John: The only explanation you need of the Alualu selection is that the team believed he would be an elite-level defensive tackle. He never has been healthy enough in the NFL to show whether that was the case or not. I get that people have a tough time grasping this because they’ve never had a chance to see what he could have been, but the Jaguars weren’t the only team with a first-round grade on him and he wouldn’t have been available in the second round. He hasn’t been a Pro Bowl player, but I don’t believe his selection had to do with being thrifty.
Terri from St. Mary’s, GA:
With the significant amount of injuries we sustained this year, what can the team do to prepare players’ bodies to help lessen the chances of another injury-riddled season? That wasn't the only reason for the lack of success on the field this year, but it definitely didn't help.
John: Players spend the offseason training to get their bodies in the top possible shape. This process is helped significantly if the player does not enter the offseason already injured. An uninjured player can train and work to be in the best possible condition whereas an injured player often must spend the off-season rehabilitating. Once the season begins, it’s difficult to do much to prevent most NFL injuries. This is a constant topic at the end of seasons as players are placed on injured reserve, but the reality continues to be that many injuries are mostly luck and not things that can be controlled by strength and conditioning people or trainers to any significant degree.
Steve from Section 215:
What is the point of placing MJD on injured reserve with less than a week to go in the season? How does it benefit either the team or him?
It opens up a roster spot. In this case, the Jaguars used it to sign defensive tackle Jerome Long
off the Kansas City Chiefs’ practice squad.
Chris from Jacksonville:
I thought that Cooper was the oldest Manning brother.
John: He is. I wrote “middle” on Friday and I have no idea why.
Phil from Woodmere, NY:
This season really stunk, John. I'm actually tired of it and ready for the draft. But, I still feel the need to express gratitude to the team for going out there and never quitting on us, the fans. A special thanks to guys like Poz, Meester, Monroe, Big Greg, CSIII, as well as all the other guys who despite tough times, tried their best. I enjoyed watching the guys play hard every game and can't wait for the draft and for next season! And lastly, if the team signs Tebow, I will consider that action as being disloyal to the fanbase, and will distance myself from the team until he's gone. It won't be a divorce, but a separation of sorts. Hopefully, others will voice the same opinion so our beloved team's owner knows that the support he will lose for making that move will overshadow the support he will gain.

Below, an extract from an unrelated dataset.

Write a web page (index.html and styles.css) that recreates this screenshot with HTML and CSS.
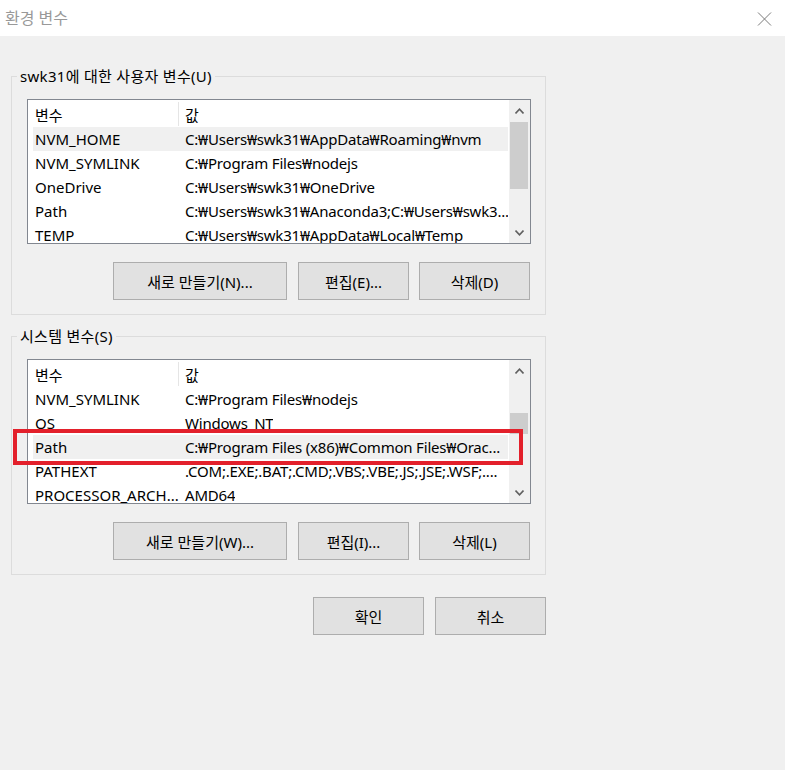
FILE: index.html
```
<!DOCTYPE HTML>
<html>
	<head>
		<meta http-equiv="Content-Type" content="text/html; charset=UTF-8" />
		<title>환경 변수</title>
		<link rel="stylesheet" href="styles.css">
	</head>
	<body>
		<div class="title_bar">
			<span class="title">환경 변수</span>
			<svg class="close" width="15" height="14" viewBox="0 0 15 14">
				<path d="M1 0.5 L14 13.5 M14 0.5 L1 13.5" stroke="#7a7a7a" stroke-width="1" fill="none"/>
			</svg>
		</div>
		<div class="dialog">
			<fieldset class="group">
				<legend>swk31에 대한 사용자 변수(U)</legend>
				<div class="group_body">
					<div class="list">
						<div class="rows">
							<div class="row row--head"><span class="c1">변수</span><span class="c2">값</span></div>
							<div class="row row--hover"><span class="c1">NVM_HOME</span><span class="c2">C:₩Users₩swk31₩AppData₩Roaming₩nvm</span></div>
							<div class="row"><span class="c1">NVM_SYMLINK</span><span class="c2">C:₩Program Files₩nodejs</span></div>
							<div class="row"><span class="c1">OneDrive</span><span class="c2">C:₩Users₩swk31₩OneDrive</span></div>
							<div class="row"><span class="c1">Path</span><span class="c2">C:₩Users₩swk31₩Anaconda3;C:₩Users₩swk3...</span></div>
							<div class="row"><span class="c1">TEMP</span><span class="c2">C:₩Users₩swk31₩AppData₩Local₩Temp</span></div>
						</div>
						<div class="scrollbar">
							<div class="arrow"><svg width="9" height="6" viewBox="0 0 9 6"><path d="M0.5 5.5 L4.5 1.2 L8.5 5.5" stroke="#606060" stroke-width="1.6" fill="none"/></svg></div>
							<div class="track"><div class="thumb thumb--user"></div></div>
							<div class="arrow"><svg width="9" height="6" viewBox="0 0 9 6"><path d="M0.5 0.5 L4.5 4.8 L8.5 0.5" stroke="#606060" stroke-width="1.6" fill="none"/></svg></div>
						</div>
					</div>
					<div class="buttons">
						<div class="btn btn--wide">새로 만들기(N)...</div>
						<div class="btn">편집(E)...</div>
						<div class="btn">삭제(D)</div>
					</div>
				</div>
			</fieldset>

			<fieldset class="group group--system">
				<legend>시스템 변수(S)</legend>
				<div class="group_body">
					<div class="list">
						<div class="rows">
							<div class="row row--head"><span class="c1">변수</span><span class="c2">값</span></div>
							<div class="row"><span class="c1">NVM_SYMLINK</span><span class="c2">C:₩Program Files₩nodejs</span></div>
							<div class="row"><span class="c1">OS</span><span class="c2">Windows_NT</span></div>
							<div class="row row--hover"><span class="c1">Path</span><span class="c2">C:₩Program Files (x86)₩Common Files₩Orac...</span></div>
							<div class="row"><span class="c1">PATHEXT</span><span class="c2">.COM;.EXE;.BAT;.CMD;.VBS;.VBE;.JS;.JSE;.WSF;....</span></div>
							<div class="row"><span class="c1">PROCESSOR_ARCH...</span><span class="c2">AMD64</span></div>
						</div>
						<div class="scrollbar">
							<div class="arrow"><svg width="9" height="6" viewBox="0 0 9 6"><path d="M0.5 5.5 L4.5 1.2 L8.5 5.5" stroke="#606060" stroke-width="1.6" fill="none"/></svg></div>
							<div class="track"><div class="thumb thumb--system"></div></div>
							<div class="arrow"><svg width="9" height="6" viewBox="0 0 9 6"><path d="M0.5 0.5 L4.5 4.8 L8.5 0.5" stroke="#606060" stroke-width="1.6" fill="none"/></svg></div>
						</div>
						<!-- annotation round the Path row -->
						<div class="mark"></div>
					</div>
					<div class="buttons">
						<div class="btn btn--wide">새로 만들기(W)...</div>
						<div class="btn">편집(I)...</div>
						<div class="btn">삭제(L)</div>
					</div>
				</div>
			</fieldset>

			<div class="buttons buttons--dialog">
				<div class="btn">확인</div>
				<div class="btn">취소</div>
			</div>
		</div>
	</body>
</html>
```

FILE: styles.css
```
body {
	margin: 0;
	background: #f0f0f0;
	font-family: "Noto Sans", "Noto Sans CJK KR", sans-serif;
	font-size: 15px;
	color: #000;
}
.title_bar {
	height: 36px;
	background: #fff;
	display: flex;
	align-items: center;
	justify-content: space-between;
	padding: 0 13px 0 5px;
}
.title {
	color: #999;
	font-size: 16px;
	line-height: 20px;
}
.close {
	display: block;
	margin-top: 1px;
}
.dialog {
	padding-left: 11px;
}
.group {
	box-sizing: border-box;
	width: 535px;
	margin: 29px 0 0 0;
	padding: 0;
	min-width: 0;
	border: 1px solid #dcdcdc;
}
.group--system {
	margin-top: 10px;
}
.group legend {
	margin-left: 5px;
	padding: 0 3px;
	line-height: 22px;
	letter-spacing: 0.3px;
}
.group_body {
	padding: 12px 15px 14px 15px;
}
.list {
	position: relative;
	display: flex;
	box-sizing: border-box;
	width: 504px;
	height: 145px;
	margin-right: -1px;
	border: 1px solid #828790;
	background: #fff;
}
.rows {
	flex: 1;
	overflow: hidden;
}
.row {
	display: flex;
	align-items: center;
	height: 24px;
	margin: 0 1px 0 5px;
	white-space: nowrap;
}
.row--head {
	height: 27px;
	align-items: stretch;
}
.row--hover {
	background: #f0f0f0;
}
.c1 {
	box-sizing: border-box;
	width: 146px;
	flex-shrink: 0;
	padding-left: 2px;
	overflow: hidden;
}
.c2 {
	padding-left: 6px;
	overflow: hidden;
	letter-spacing: -0.2px;
}
.row--head .c1,
.row--head .c2 {
	display: flex;
	align-items: center;
	margin: 2px 0 1px 0;
}
.row--head .c1 {
	border-right: 1px solid #e5e5e5;
}
.scrollbar {
	width: 21px;
	display: flex;
	flex-direction: column;
	background: #f0f0f0;
}
.arrow {
	height: 21px;
	display: flex;
	align-items: center;
	justify-content: center;
}
.arrow svg {
	display: block;
}
.track {
	flex: 1;
}
.thumb {
	margin: 0 2px 0 1px;
	background: #cdcdcd;
}
.thumb--user {
	margin-top: 1px;
	height: 67px;
}
.thumb--system {
	margin-top: 32px;
	height: 21px;
}
.mark {
	position: absolute;
	left: -15px;
	top: 69px;
	width: 510px;
	height: 36px;
	box-sizing: border-box;
	border: 4px solid #e3202b;
}
.buttons {
	display: flex;
	justify-content: flex-end;
	gap: 10px;
	margin-top: 18px;
}
.btn {
	box-sizing: border-box;
	width: 111px;
	height: 38px;
	display: flex;
	align-items: center;
	justify-content: center;
	background: #e1e1e1;
	border: 1px solid #adadad;
	white-space: nowrap;
}
.btn--wide {
	width: 174px;
	margin-right: 1px;
}
.buttons--dialog {
	width: 535px;
	gap: 11px;
	margin-top: 22px;
}
```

John: You had me until the Tebow comments. I’m on record saying I’m skeptical that he’s a long-term answer at quarterback in the NFL. He hasn’t done enough to make me feel otherwise, and at the same time, what he did in Denver is intriguing enough that it can’t be 100 percent ignored. I don’t know that he’ll get many more chances, but my guess is he gets at least one more. Perhaps that will be here and perhaps it won’t. Still, any player move wouldn’t be a statement of disloyalty but a move to do something, anything, to improve the team. Question whether the move would work if you like, but not the intent.
Chuck from Summerville, SC:
What do you think the possibility of having three quarterbacks, one being the one that shall not be named, and the others being Gabbert and Henne, through training camp and pre-season, then keeping the two top guys? I know if Tebow doesn't win the job some people will say that we didn't give him enough time but at least we can say we tried.
John: I wouldn’t be shocked if that scenario plays out. The thing you wonder with both Tebow and Gabbert is that each is in a situation where very few things will be answered until the regular season. If a team signs Tebow and doesn’t give him a chance to start in the regular season, his supporters will say, “But he wasn’t given a chance; he’s not a practice player; he’s a gamer.” His history suggests that may be true. If the Jaguars make Gabbert the starter entering the season, people will point to him looking very good in OTAs, training camp and the preseason last year and say, “Nothing matters until the regular season. What’s he done in the games?” If any of those three players are starting at quarterback for the Jaguars on opening day next season, there will be more arguments against than for. It’s not the ideal situation, but we’re discussing it an awful lot, so it seems, alas, it’s indeed the situation the team faces.